IndieLisboa 2017: crítica a "Viejo Calavera"

por Roni Nunes, Domingo, 14.05.17

Crítica originalmente postada em C7nema (http://www.c7nema.net/critica/item/46629-viejo-calavera--dark-skull-por-roni-nunes.html)

 

viejo_calavera_still4_nightserch (Copy).jpg

 

O longínquo eletrohouse dos Kano embala bolivianas do século XXI. Elder (Julio Cesar Ticoa) tenta beijá-las, mas elas não estão interessadas. Ele terminou de chegar à discoteca depois de ter assaltado um transeunte. Italo-disco/Bolívia/Elder – a delícia kitsch para a abertura de “Viejo Calavera”, longa-metragem de estreia de Kiro Russo.

 

Tempos depois, a quase quatro mil metros acima do nível do mar uma alma penada chora pela montanha o filho morto. Sombras movem-se nas montanhas gélidas onde há criação de lhamas e uma pequena cidade sobrevive ao redor da mina de estanho. Huanuni.

 

Elder tem de voltar para lá. Ele é um dos protagonistas de filme mais moralmente inúteis já vistos por aí: passa a vida bêbado, a cometer furtos e a arranjar confusão. Sua tia da cidade já não o atura e, ao voltar para Huanuni, vai parar as catacumbas da cidade – a substituir o seu pai recém-falecido e, diferente dele, muito admirado pelos outros mineiros.

 

Esse filho pródigo vai perambular pelos labirintos sufocantes das minas.
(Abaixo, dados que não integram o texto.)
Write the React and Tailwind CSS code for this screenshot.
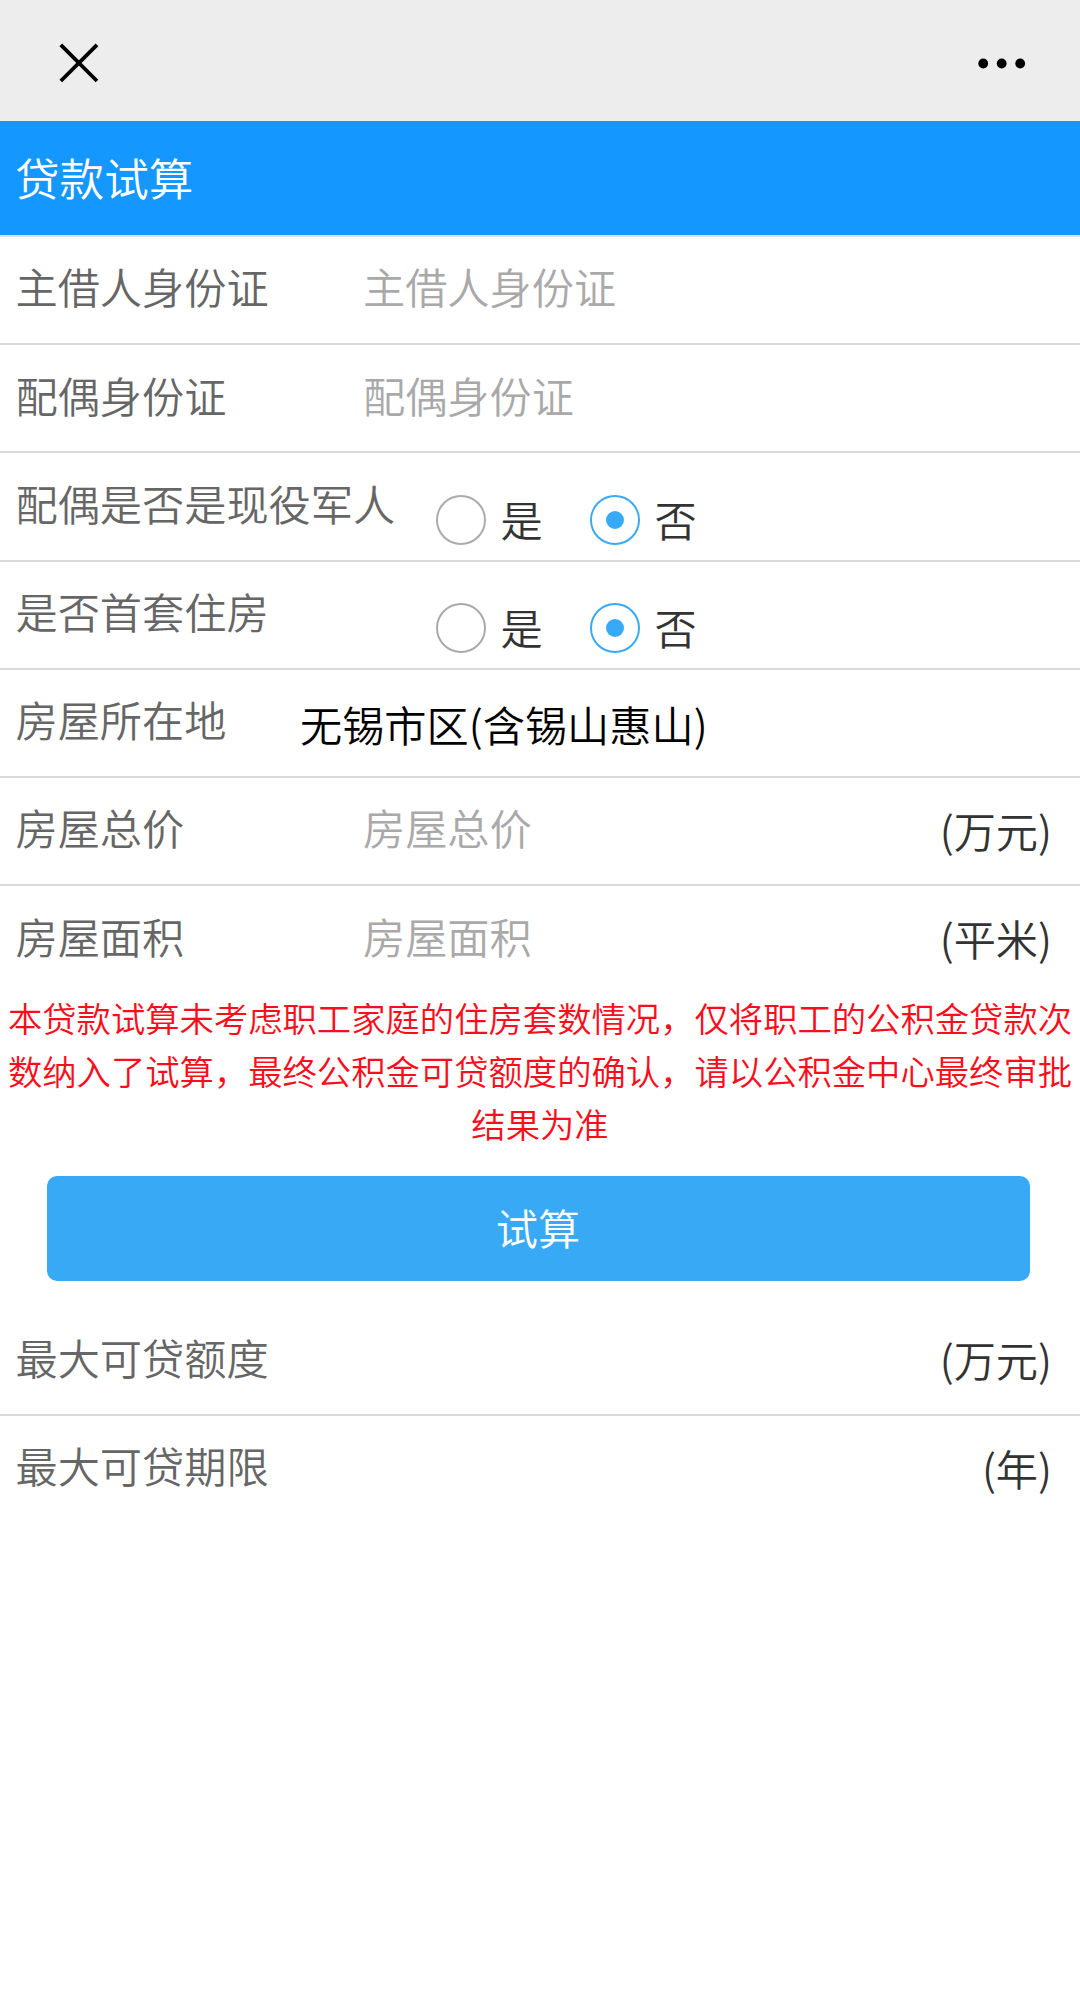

Com a sua displicência e uma incrível atitude “que se f* tudo e todos”, embriagado a uns bons quilómetros abaixo da terra firme, a sofrer acidentes irresponsáveis, ele não pode despertar nada melhor do que o ódio dos “compañeros”. Seu padrinho Francisco diz: “filho, toda a gente tem que tomar um rumo um dia” – palavras que entram a 10 e saem a 1000.

 

Os mineiros do mundo real ajudaram a financiar o filme do realizador boliviano Kiro Russo – a que aprendeu a fazer cinema na Argentina. Eles próprios estão lá, como atores não profissionais à boa maneira neorrealista, a protestar contrato o completo descaso do Estado para com uma vida dura.

 

O “dark” do título internacional (“dark skull”) é a palavra para a trajetória de Elder e seus colegas – a moverem-se (com o contraponto na imagem pela cinematografia de Pablo Paniagua) num território pleno de dificuldades laborais e existenciais. O filme peca, no entanto, pela história demasiado obtusa contada por Russo e por seu coargumentista Gilmar Gonzáles – onde nota-se que o maior esforço (e talento) está investido na composição visual e sonora.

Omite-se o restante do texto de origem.